:: REQUIRED TASK ::
Transcribe all the entries word for word, omitting any pictures they contain.

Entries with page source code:
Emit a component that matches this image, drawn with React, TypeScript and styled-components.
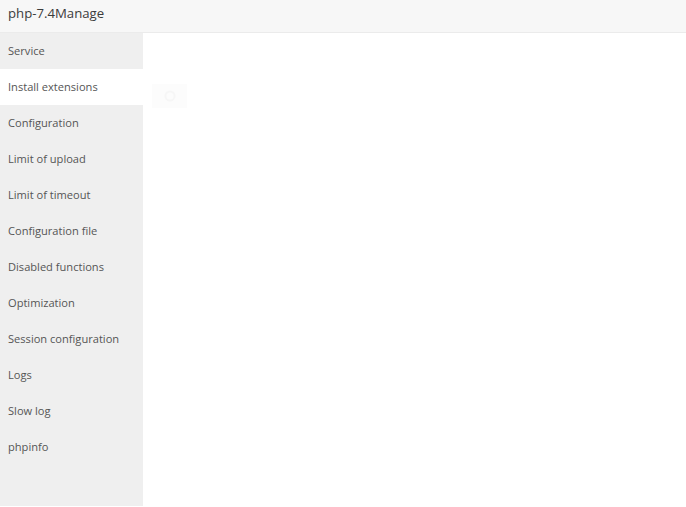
import styled, { createGlobalStyle } from "styled-components";

const GlobalStyle = createGlobalStyle`
  html, body {
    margin: 0;
    padding: 0;
    background: #fff;
    font-family: "Open Sans", "Noto Sans", "Liberation Sans", sans-serif;
  }
`;

const Window = styled.div`
  width: 686px;
  height: 507px;
  display: flex;
  flex-direction: column;
  background: #fff;
  overflow: hidden;
`;

const Title = styled.div`
  height: 33px;
  flex-shrink: 0;
  box-sizing: border-box;
  padding: 3px 0 0 8px;
  line-height: 20px;
  background: #f7f7f7;
  border-bottom: 1px solid #ebebeb;
  color: #3c3c3c;
  font-size: 13.2px;
`;

const Body = styled.div`
  flex: 1;
  display: flex;
  padding-bottom: 1px;
`;

const SideMenu = styled.div`
  width: 143px;
  flex-shrink: 0;
  background: #efefef;
  display: flex;
  flex-direction: column;
`;

const MenuItem = styled.div<{ $active?: boolean }>`
  height: 36px;
  box-sizing: border-box;
  padding: 0 0 2px 8px;
  display: flex;
  align-items: center;
  font-size: 11.1px;
  color: #555;
  background: ${(p) => (p.$active ? "#fff" : "transparent")};
  cursor: pointer;
`;

const Content = styled.div`
  flex: 1;
  padding: 51px 0 0 9px;
`;

const Loading = styled.div`
  width: 35px;
  height: 24px;
  background: #fcfcfc;
  display: flex;
  align-items: center;
  justify-content: center;
`;

const items = [
  "Service",
  "Install extensions",
  "Configuration",
  "Limit of upload",
  "Limit of timeout",
  "Configuration file",
  "Disabled functions",
  "Optimization",
  "Session configuration",
  "Logs",
  "Slow log",
  "phpinfo",
];

export default function App() {
  return (
    <>
      <GlobalStyle />
      <Window>
        <Title>php-7.4Manage</Title>
        <Body>
          <SideMenu>
            {items.map((name, i) => (
              <MenuItem key={name} $active={i === 1}>
                {name}
              </MenuItem>
            ))}
          </SideMenu>
          <Content>
            <Loading>
              <svg width="12" height="12" viewBox="0 0 12 12">
                <circle cx="6" cy="6" r="4.5" fill="none" stroke="#f6f6f6" strokeWidth="2" />
              </svg>
            </Loading>
          </Content>
        </Body>
      </Window>
    </>
  );
}
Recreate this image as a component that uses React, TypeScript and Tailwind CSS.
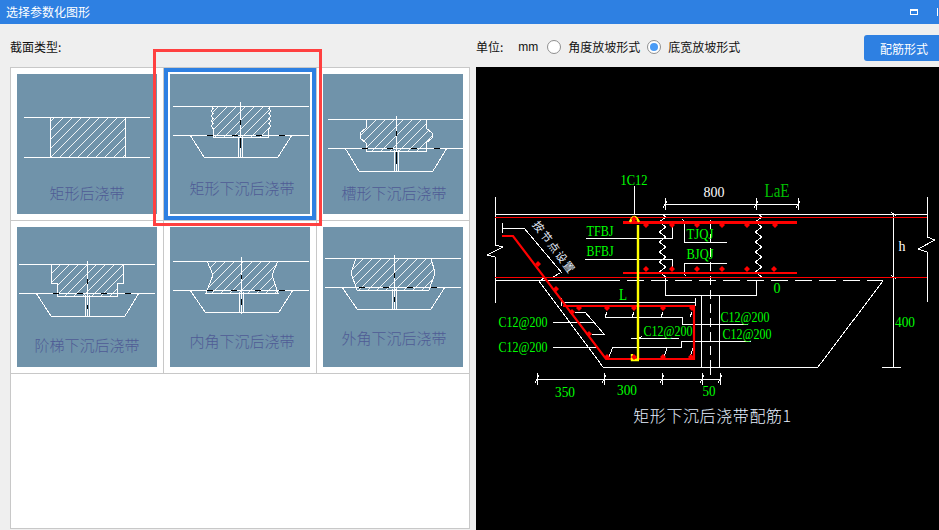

:: SOLVED PROBLEM ::
Emit a component that matches this image, drawn with React, TypeScript and styled-components.
import styled, { createGlobalStyle } from "styled-components";

const GlobalStyle = createGlobalStyle`
  html, body {
    margin: 0;
    padding: 0;
    background: #fff;
    font-family: "Open Sans", "Noto Sans", "Liberation Sans", sans-serif;
  }
`;

const Window = styled.div`
  width: 686px;
  height: 507px;
  display: flex;
  flex-direction: column;
  background: #fff;
  overflow: hidden;
`;

const Title = styled.div`
  height: 33px;
  flex-shrink: 0;
  box-sizing: border-box;
  padding: 3px 0 0 8px;
  line-height: 20px;
  background: #f7f7f7;
  border-bottom: 1px solid #ebebeb;
  color: #3c3c3c;
  font-size: 13.2px;
`;

const Body = styled.div`
  flex: 1;
  display: flex;
  padding-bottom: 1px;
`;

const SideMenu = styled.div`
  width: 143px;
  flex-shrink: 0;
  background: #efefef;
  display: flex;
  flex-direction: column;
`;

const MenuItem = styled.div<{ $active?: boolean }>`
  height: 36px;
  box-sizing: border-box;
  padding: 0 0 2px 8px;
  display: flex;
  align-items: center;
  font-size: 11.1px;
  color: #555;
  background: ${(p) => (p.$active ? "#fff" : "transparent")};
  cursor: pointer;
`;

const Content = styled.div`
  flex: 1;
  padding: 51px 0 0 9px;
`;

const Loading = styled.div`
  width: 35px;
  height: 24px;
  background: #fcfcfc;
  display: flex;
  align-items: center;
  justify-content: center;
`;

const items = [
  "Service",
  "Install extensions",
  "Configuration",
  "Limit of upload",
  "Limit of timeout",
  "Configuration file",
  "Disabled functions",
  "Optimization",
  "Session configuration",
  "Logs",
  "Slow log",
  "phpinfo",
];

export default function App() {
  return (
    <>
      <GlobalStyle />
      <Window>
        <Title>php-7.4Manage</Title>
        <Body>
          <SideMenu>
            {items.map((name, i) => (
              <MenuItem key={name} $active={i === 1}>
                {name}
              </MenuItem>
            ))}
          </SideMenu>
          <Content>
            <Loading>
              <svg width="12" height="12" viewBox="0 0 12 12">
                <circle cx="6" cy="6" r="4.5" fill="none" stroke="#f6f6f6" strokeWidth="2" />
              </svg>
            </Loading>
          </Content>
        </Body>
      </Window>
    </>
  );
}
Recreate this image as a component that uses React, TypeScript and Tailwind CSS.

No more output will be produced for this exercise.